La domanda risulta trainata soprattutto dalle esportazioni e dagli investimenti industriali, giacché i consumi privati ristagnano. La crescita annua di questi ultimi è infatti di poco superiore al 2%. I salari crescono meno della produttività, nonostante la riserva di manodopera si riduca. Il numero dei disoccupati ufficiali scende infatti dalle 600.000 unità del 1921 alle 100.000 del 1926. La stabilità dei salari, pur in presenza di una forte crescita economica, è soprattutto effetto del nuovo clima politico e del monopolio fascista sui sindacati.

Alla metà degli anni Venti, questo modello di sviluppo mostra evidenti difficoltà.
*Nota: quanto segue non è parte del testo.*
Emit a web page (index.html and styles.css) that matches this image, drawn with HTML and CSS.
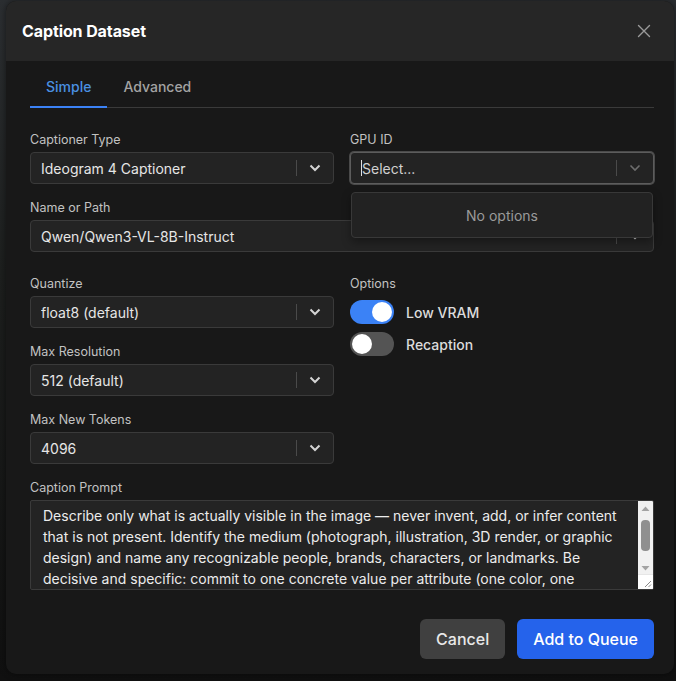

La lira si indebolisce ulteriormente rispetto alle altre monete europee, ma questa volta la svalutazione non si traduce tanto in un aumento delle esportazioni, quanto in un incremento dei prezzi delle materie prime da importare. Contemporaneamente si manifesta una generale tendenza nei paesi europei alla stabilizzazione dei cambi, avviata ne 1925 con il ritorno della Gran Bretagna a una parità fissa della sterlina con l’oro. Si presenta pertanto come quasi obbligata per l'Italia la scelta di una politica deflazionistica, attuata tra il 1926 e il 1927 con drastiche riduzioni del credito, che mira a tenere alta la parità della lira con le altre monete forti. In meno di un anno la lira è così rivalutata di oltre un terzo: è la battaglia per la "quota 90": 90 lire per una sterlina. La restrizione del credito comporta nell'immediato una, sia pur breve, recessione.

Negli anni 1928-1929, fino allo scoppio della "grande crisi" (ottobre 1929), si ha una nuova ripresa, legata al generale sviluppo dell'economia internazionale, anche se permangono difficoltà per le esportazioni.